Das Ergebnis eines solches Amalgams ist X’ed Out, der neuste Comic von Charles Burns. Doch bevor meine Einleitung zu ausufernd wird, fangen wir mit dem Hinschauen an:
Da jeder Strom irgendwo seinen Ursprung, seine Quelle, hat, schauen wir uns diesmal die erste Seite des Comics an. Überspringen wir zunächst die ersten Panels der Seite, die derer acht hat, und schauen gleich auf das abschließende achte Panel, das Panel der Woche (ja, ich bin irgendwie aus dem Rhythmus gekommen, bin aber noch dran).
Wir sehen einen Raum, einen konstruierten Raum. Mit dem Rücken zur vierten Wand blicken wir vorbei an einer Figur, die noch im Bett sitzt, auf die gegenüberliegende Wand, die aus roten Ziegelsteinen besteht. Im Kontrast zur Realität des Roten Bollwerks stehen die beiden anderen Wände, die Decke und der Boden.
Seltsam ist das Zusammenspiel der Inneneinrichtung, weil die braune Vertäfelung, deren Farbe im dunklen Schatten untergeht (die rechte Wand liegt vollends im Dunkeln) nichts mit dem Rot der Ziegelsteine zu tun haben scheint. Während das Braun eine Inneneinrichtung impliziert, verweist die rote Mauer eher auf eine Außenwand. Ein büroraumfarbenes Grau an der Decke und ein Radiergummiorange für den Teppich geben dem Raum einen simplen Anstrich. Der gesamte Raum wirkt unnatürlich gedehnt, da am anderen Ende keine Möbel stehen.

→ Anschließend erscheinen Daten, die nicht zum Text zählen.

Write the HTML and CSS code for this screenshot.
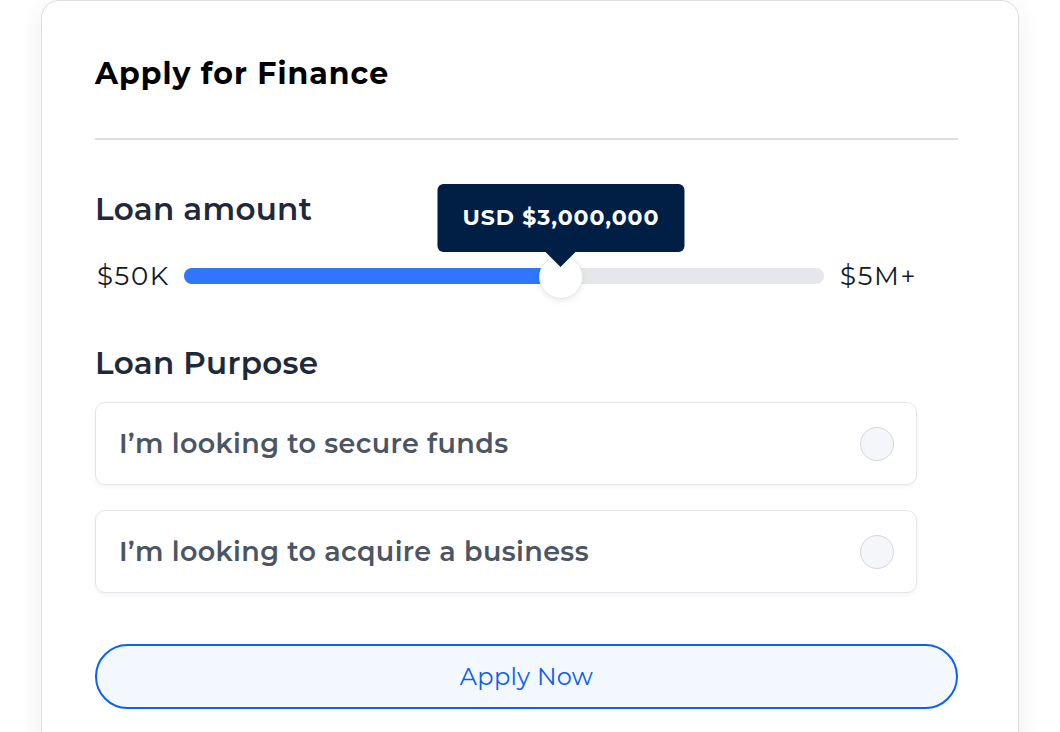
FILE: index.html
```html
<!DOCTYPE html>
<html>
<head>
	<title>Apply for Finance</title>
	<link rel="stylesheet" href="styles.css">
</head>
<body>
	<div class="card">
		<h2 class="card-title">Apply for Finance</h2>
		<hr class="divider">

		<div class="form-body">
			<h3 class="field-label">Loan amount</h3>
			<div class="slider-row">
				<span class="range-end">$50K</span>
				<div class="slider">
					<div class="track">
						<div class="fill" style="width: 58.9%"></div>
					</div>
					<div class="thumb" style="left: 58.9%">
						<div class="tip">USD $3,000,000</div>
					</div>
				</div>
				<span class="range-end">$5M+</span>
			</div>

			<h3 class="field-label purpose">Loan Purpose</h3>
			<label class="option">
				<span class="option-text">I’m looking to secure funds</span>
				<span class="radio"></span>
			</label>
			<label class="option">
				<span class="option-text">I’m looking to acquire a business</span>
				<span class="radio"></span>
			</label>
		</div>

		<button class="apply-btn">Apply Now</button>
	</div>
</body>
</html>
```

FILE: styles.css
```css
body {
	margin: 0;
	padding: 0;
	background: #fff;
	font-family: Montserrat, Inter, "DejaVu Sans", sans-serif;
	overflow: hidden;
}

.card {
	width: 978px;
	box-sizing: border-box;
	margin: 0 auto;
	min-height: 760px;
	padding: 55px 60px 40px 53px;
	border: 1px solid #dedede;
	border-radius: 18px;
	background: #fff;
	box-shadow: 0 6px 28px rgba(0, 0, 0, 0.07);
}

.card-title {
	margin: 0;
	font-size: 30px;
	line-height: 36px;
	font-weight: 700;
	letter-spacing: 1px;
	color: #000;
}

.divider {
	margin: 46px 0 0;
	border: 0;
	height: 2px;
	background: #dddddd;
}

.form-body {
	width: 822px;
	padding-top: 51px;
}

.field-label {
	margin: 0;
	font-size: 31px;
	line-height: 36px;
	font-weight: 600;
	letter-spacing: 0.3px;
	color: #1e293b;
}

.slider-row {
	display: flex;
	align-items: center;
	gap: 14px;
	margin-top: 29px;
	height: 40px;
}

.range-end {
	font-size: 26px;
	letter-spacing: 1.6px;
	color: #111827;
	padding-left: 2px;
}

.slider {
	position: relative;
	flex: 1;
	height: 16px;
}

.track {
	height: 16px;
	border-radius: 8px;
	background: #e5e7eb;
	overflow: hidden;
}

.fill {
	height: 100%;
	background: #2f76fb;
}

.thumb {
	position: absolute;
	top: 50%;
	width: 44px;
	height: 44px;
	margin: -21px 0 0 -22px;
	border-radius: 50%;
	background: #fff;
	border: 1px solid #e5e7eb;
	box-sizing: border-box;
	box-shadow: 0 2px 6px rgba(0, 0, 0, 0.08);
}

.tip {
	position: absolute;
	bottom: 46px;
	left: 50%;
	transform: translateX(-50%);
	padding: 0 25px;
	height: 68px;
	line-height: 68px;
	white-space: nowrap;
	border-radius: 6px;
	background: #011f45;
	color: #fff;
	font-size: 22px;
	font-weight: 700;
	letter-spacing: 1px;
}

.tip::after {
	content: "";
	position: absolute;
	left: 50%;
	top: 100%;
	margin-left: -15px;
	border-left: 15px solid transparent;
	border-right: 15px solid transparent;
	border-top: 15px solid #011f45;
}

.purpose {
	margin-top: 49px;
}

.option {
	display: flex;
	align-items: center;
	justify-content: space-between;
	height: 83px;
	box-sizing: border-box;
	margin-top: 21px;
	padding: 0 22px 0 23px;
	border: 1px solid #e3e5ea;
	border-radius: 10px;
	box-shadow: 0 2px 4px rgba(0, 0, 0, 0.05);
	cursor: pointer;
}

.option + .option {
	margin-top: 25px;
}

.option-text {
	font-size: 27px;
	font-weight: 600;
	letter-spacing: 0.4px;
	color: #4b5563;
}

.radio {
	width: 34px;
	height: 34px;
	box-sizing: border-box;
	border-radius: 50%;
	border: 1px solid #d4d7de;
	background: #f5f6f9;
}

.apply-btn {
	display: block;
	width: 100%;
	height: 65px;
	margin-top: 51px;
	border: 2px solid #0b61f4;
	border-radius: 33px;
	background: #f3f7fe;
	color: #0b5ff3;
	font-family: inherit;
	font-size: 24px;
	letter-spacing: 0.3px;
	cursor: pointer;
}
```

Nach einer kurzen Orientierung fällt mein Blick auf das schwarze Loch in der Mauer. Obwohl das Loch nicht der Fluchtpunkt des Raumes ist, deuten alle Indizien im Raum wie Wegweiser unweigerlich auf diese Leerstelle hin: Die Kopfhaltung der Figur, der Blick der schwarzen Katze, die vor dem Loch sitzt, die Sprechblase, die aus dem Loch hervor kommt: „BZZZZZ„. Das Loch baut eine Anziehungskraft auf, die den Blick förmlich, wie bei einem Strom, mitreißt.
Für einen Moment lenkt dieses letzte Panel, dieses schwarze Loch, von allem was zuvor geschehen ist, ab. Die ganze Komposition der Seite wird verstört: Das langsame Erwachen der Figur, die Ähnlichkeit zu Hergés Tim, der unzuverlässigen Erzähler aus dem Off – „This is the only part I’ll remember“ – und die grafischen Anleihen an die ligne claire. Alles wirkt unecht.
In nur einem einzigen Panel erzeugt Burns einen solchen Sog, dass die gesamte Realität, von der Vertäfelung der Wände bis hin zur schwarzen Katze wie eine bloße Fassade wirkt. Es ist die Welt hinter diesem Loch, die erst den Blick für den eigentlichen Strom der Stilrichtungen eröffnet. Doch so weit möchte ich heute nicht mitreißen. Soll doch das schwarze Loch seine Sogkraft beweisen, und neue Leser für X’ed Out ansaugen.